[start of SUPPLIED INFORMATION]

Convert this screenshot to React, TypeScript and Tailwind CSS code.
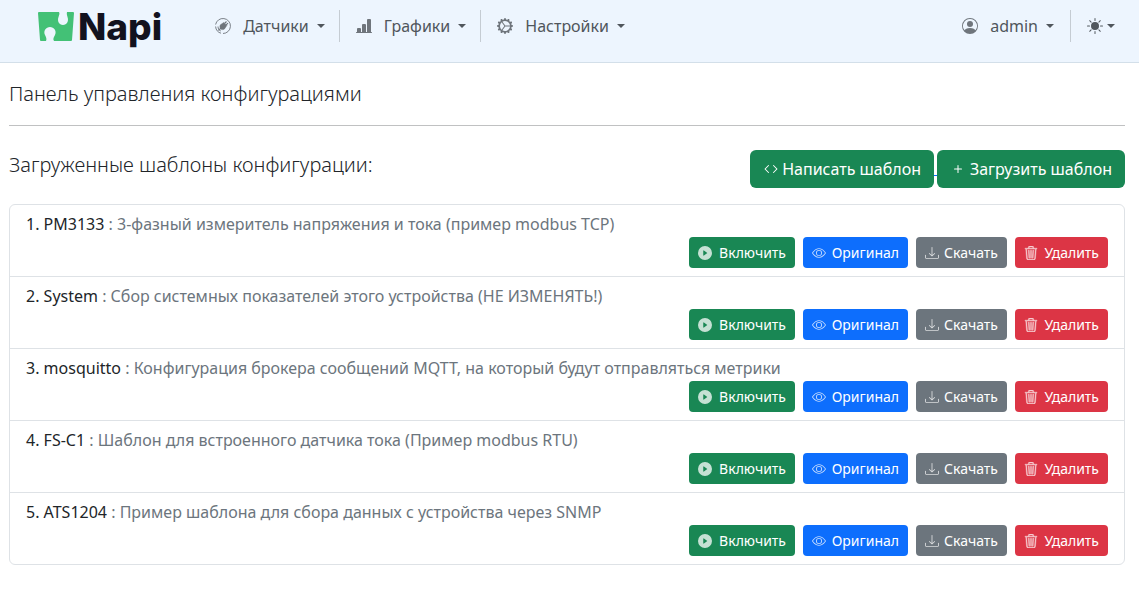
import type { ReactNode } from "react";
import { BsBarChartLineFill, BsCode, BsDownload, BsEye, BsGearWideConnected, BsPersonCircle, BsPlayCircleFill, BsPlus, BsSunFill, BsTrash3 } from "react-icons/bs";

const templates = [
  { name: "PM3133", text: "3-фазный измеритель напряжения и тока (пример modbus TCP)" },
  { name: "System", text: "Сбор системных показателей этого устройства (НЕ ИЗМЕНЯТЬ!)" },
  { name: "mosquitto", text: "Конфигурация брокера сообщений MQTT, на который будут отправляться метрики" },
  { name: "FS-C1", text: "Шаблон для встроенного датчика тока (Пример modbus RTU)" },
  { name: "ATS1204", text: "Пример шаблона для сбора данных с устройства через SNMP" },
];

function Caret() {
  return <span className="border-x-4 border-t-4 border-x-transparent border-t-current" />;
}

function SensorIcon() {
  return (
    <svg viewBox="0 0 16 16" className="size-4" fill="none" stroke="currentColor" aria-hidden="true">
      <path d="M.6 6.500A7.500 7.500 0 1 1 8 15.500M.6 8.500C.8 12 3 14.500 6 15.200M3 8.500c0 2 1 3.800 2.800 4.500" strokeWidth=".9" />
      <path d="M3.500 12.500 6 10M9.500 5.500l2-2M11 7l2-1.800" strokeWidth="1.100" />
      <path d="M5.400 6.800 8.800 4.500l3 3-2.300 3.400c-1.300 1-2.700.9-3.700 0s-1.200-2.700-.4-4.100Z" fill="currentColor" stroke="currentColor" strokeWidth=".5" />
    </svg>
  );
}

function MenuButton({ icon, label }: { icon: ReactNode; label: string }) {
  return (
    <button type="button" className="flex h-8 items-center gap-2">
      <span className="mr-1 opacity-80">{icon}</span>
      {label}
      <Caret />
    </button>
  );
}

function Logo() {
  return (
    <a href="#" className="flex items-center gap-1 text-[#12121f]" aria-label="Napi">
      <svg viewBox="0 0 36 30" className="h-[30px] w-9" aria-hidden="true">
        <path fill="#43c176" d="M1 0H21C22 2 21 3 20.500 5C19 9 21 13 25 13C29 13 31 9 29.500 5C29 3 28.500 2 29 0H35Q36 0 36 1L34 28Q34 29 33 29H16C14.500 27 16 25 17 23C19 19 16 15 12 15C8 15 5 19 7 23C8 25 9 27 8 29H3Q2 29 2 28L0 1Q0 0 1 0Z" />
      </svg>
      <span className="font-['Inter'] text-[37px] leading-[46px] font-extrabold">Napi</span>
    </a>
  );
}

function Action({ icon, label, color }: { icon: ReactNode; label: string; color: string }) {
  return (
    <button type="button" className={`flex h-[31px] items-center justify-between rounded px-[9px] text-sm text-white ${color}`}>
      <span className="opacity-75">{icon}</span>
      {label}
    </button>
  );
}

export default function App() {
  return (
    <div className="min-h-screen bg-white font-['Noto_Sans',sans-serif] text-base text-[#212529]">
      <header className="flex h-[63px] items-start justify-between border-b border-[#d3dfe9] bg-[#edf5fe] pr-6 pl-[38px] text-[#50565c]">
        <div className="flex items-start">
          <div className="pt-1"><Logo /></div>
          <nav className="ml-[53px] flex pt-[10px]">
            <div className="pr-[14px]"><MenuButton icon={<SensorIcon />} label="Датчики" /></div>
            <div className="border-l border-[#c5ccd3] pr-[14px] pl-4"><MenuButton icon={<BsBarChartLineFill />} label="Графики" /></div>
            <div className="border-l border-[#c5ccd3] pl-4"><MenuButton icon={<BsGearWideConnected />} label="Настройки" /></div>
          </nav>
        </div>
        <div className="flex pt-[10px]">
          <div className="pr-4"><MenuButton icon={<BsPersonCircle />} label="admin" /></div>
          <button type="button" aria-label="Тема" className="flex h-8 items-center gap-1 border-l border-[#c5ccd3] pl-4">
            <BsSunFill />
            <Caret />
          </button>
        </div>
      </header>
      <main className="pr-[14px] pl-[9px]">
        <h1 className="border-b border-[#c0c1c2] pt-[19px] pb-[19px] text-xl leading-6 font-light">Панель управления конфигурациями</h1>
        <div className="flex items-start justify-between pt-6">
          <h2 className="pt-[3px] text-xl leading-6 font-light">Загруженные шаблоны конфигурации:</h2>
          <div className="flex text-white">
            <button type="button" className="flex h-[38px] w-[184px] items-center justify-between rounded-md bg-[#198754] px-[13px]"><BsCode />Написать шаблон</button>
            <span className="h-[26px] w-[3px] border-b border-[#0d6efd]" />
            <button type="button" className="flex h-[38px] w-[188px] items-center justify-between rounded-md bg-[#198754] px-[13px]"><BsPlus />Загрузить шаблон</button>
          </div>
        </div>
        <ol className="mt-4 divide-y divide-[#dee2e6] rounded-md border border-[#dee2e6]">
          {templates.map((t, i) => (
            <li key={t.name} className="px-4 pt-[7px] pb-2">
              <p className="mb-px">{i + 1}. {t.name} <span className="text-[#6c757d]">: {t.text}</span></p>
              <div className="flex justify-end gap-2">
                <Action icon={<BsPlayCircleFill />} label="Включить" color="w-[106px] bg-[#198754]" />
                <Action icon={<BsEye />} label="Оригинал" color="w-[105px] bg-[#0d6efd]" />
                <Action icon={<BsDownload />} label="Скачать" color="w-[91px] bg-[#6c757d]" />
                <Action icon={<BsTrash3 stroke="currentColor" strokeWidth={0.5} />} label="Удалить" color="w-[93px] bg-[#dc3545]" />
              </div>
            </li>
          ))}
        </ol>
      </main>
    </div>
  );
}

[end of SUPPLIED INFORMATION]

GOAL
Set down the material exactly, every line of it, except for the pictures.

SOLUTION TO THE PROBLEM
Convert this screenshot to React, TypeScript and Tailwind CSS code.
import type { ReactNode } from "react";
import { BsBarChartLineFill, BsCode, BsDownload, BsEye, BsGearWideConnected, BsPersonCircle, BsPlayCircleFill, BsPlus, BsSunFill, BsTrash3 } from "react-icons/bs";

const templates = [
  { name: "PM3133", text: "3-фазный измеритель напряжения и тока (пример modbus TCP)" },
  { name: "System", text: "Сбор системных показателей этого устройства (НЕ ИЗМЕНЯТЬ!)" },
  { name: "mosquitto", text: "Конфигурация брокера сообщений MQTT, на который будут отправляться метрики" },
  { name: "FS-C1", text: "Шаблон для встроенного датчика тока (Пример modbus RTU)" },
  { name: "ATS1204", text: "Пример шаблона для сбора данных с устройства через SNMP" },
];

function Caret() {
  return <span className="border-x-4 border-t-4 border-x-transparent border-t-current" />;
}

function SensorIcon() {
  return (
    <svg viewBox="0 0 16 16" className="size-4" fill="none" stroke="currentColor" aria-hidden="true">
      <path d="M.6 6.500A7.500 7.500 0 1 1 8 15.500M.6 8.500C.8 12 3 14.500 6 15.200M3 8.500c0 2 1 3.800 2.800 4.500" strokeWidth=".9" />
      <path d="M3.500 12.500 6 10M9.500 5.500l2-2M11 7l2-1.800" strokeWidth="1.100" />
      <path d="M5.400 6.800 8.800 4.500l3 3-2.300 3.400c-1.300 1-2.700.9-3.700 0s-1.200-2.700-.4-4.100Z" fill="currentColor" stroke="currentColor" strokeWidth=".5" />
    </svg>
  );
}

function MenuButton({ icon, label }: { icon: ReactNode; label: string }) {
  return (
    <button type="button" className="flex h-8 items-center gap-2">
      <span className="mr-1 opacity-80">{icon}</span>
      {label}
      <Caret />
    </button>
  );
}

function Logo() {
  return (
    <a href="#" className="flex items-center gap-1 text-[#12121f]" aria-label="Napi">
      <svg viewBox="0 0 36 30" className="h-[30px] w-9" aria-hidden="true">
        <path fill="#43c176" d="M1 0H21C22 2 21 3 20.500 5C19 9 21 13 25 13C29 13 31 9 29.500 5C29 3 28.500 2 29 0H35Q36 0 36 1L34 28Q34 29 33 29H16C14.500 27 16 25 17 23C19 19 16 15 12 15C8 15 5 19 7 23C8 25 9 27 8 29H3Q2 29 2 28L0 1Q0 0 1 0Z" />
      </svg>
      <span className="font-['Inter'] text-[37px] leading-[46px] font-extrabold">Napi</span>
    </a>
  );
}

function Action({ icon, label, color }: { icon: ReactNode; label: string; color: string }) {
  return (
    <button type="button" className={`flex h-[31px] items-center justify-between rounded px-[9px] text-sm text-white ${color}`}>
      <span className="opacity-75">{icon}</span>
      {label}
    </button>
  );
}

export default function App() {
  return (
    <div className="min-h-screen bg-white font-['Noto_Sans',sans-serif] text-base text-[#212529]">
      <header className="flex h-[63px] items-start justify-between border-b border-[#d3dfe9] bg-[#edf5fe] pr-6 pl-[38px] text-[#50565c]">
        <div className="flex items-start">
          <div className="pt-1"><Logo /></div>
          <nav className="ml-[53px] flex pt-[10px]">
            <div className="pr-[14px]"><MenuButton icon={<SensorIcon />} label="Датчики" /></div>
            <div className="border-l border-[#c5ccd3] pr-[14px] pl-4"><MenuButton icon={<BsBarChartLineFill />} label="Графики" /></div>
            <div className="border-l border-[#c5ccd3] pl-4"><MenuButton icon={<BsGearWideConnected />} label="Настройки" /></div>
          </nav>
        </div>
        <div className="flex pt-[10px]">
          <div className="pr-4"><MenuButton icon={<BsPersonCircle />} label="admin" /></div>
          <button type="button" aria-label="Тема" className="flex h-8 items-center gap-1 border-l border-[#c5ccd3] pl-4">
            <BsSunFill />
            <Caret />
          </button>
        </div>
      </header>
      <main className="pr-[14px] pl-[9px]">
        <h1 className="border-b border-[#c0c1c2] pt-[19px] pb-[19px] text-xl leading-6 font-light">Панель управления конфигурациями</h1>
        <div className="flex items-start justify-between pt-6">
          <h2 className="pt-[3px] text-xl leading-6 font-light">Загруженные шаблоны конфигурации:</h2>
          <div className="flex text-white">
            <button type="button" className="flex h-[38px] w-[184px] items-center justify-between rounded-md bg-[#198754] px-[13px]"><BsCode />Написать шаблон</button>
            <span className="h-[26px] w-[3px] border-b border-[#0d6efd]" />
            <button type="button" className="flex h-[38px] w-[188px] items-center justify-between rounded-md bg-[#198754] px-[13px]"><BsPlus />Загрузить шаблон</button>
          </div>
        </div>
        <ol className="mt-4 divide-y divide-[#dee2e6] rounded-md border border-[#dee2e6]">
          {templates.map((t, i) => (
            <li key={t.name} className="px-4 pt-[7px] pb-2">
              <p className="mb-px">{i + 1}. {t.name} <span className="text-[#6c757d]">: {t.text}</span></p>
              <div className="flex justify-end gap-2">
                <Action icon={<BsPlayCircleFill />} label="Включить" color="w-[106px] bg-[#198754]" />
                <Action icon={<BsEye />} label="Оригинал" color="w-[105px] bg-[#0d6efd]" />
                <Action icon={<BsDownload />} label="Скачать" color="w-[91px] bg-[#6c757d]" />
                <Action icon={<BsTrash3 stroke="currentColor" strokeWidth={0.5} />} label="Удалить" color="w-[93px] bg-[#dc3545]" />
              </div>
            </li>
          ))}
        </ol>
      </main>
    </div>
  );
}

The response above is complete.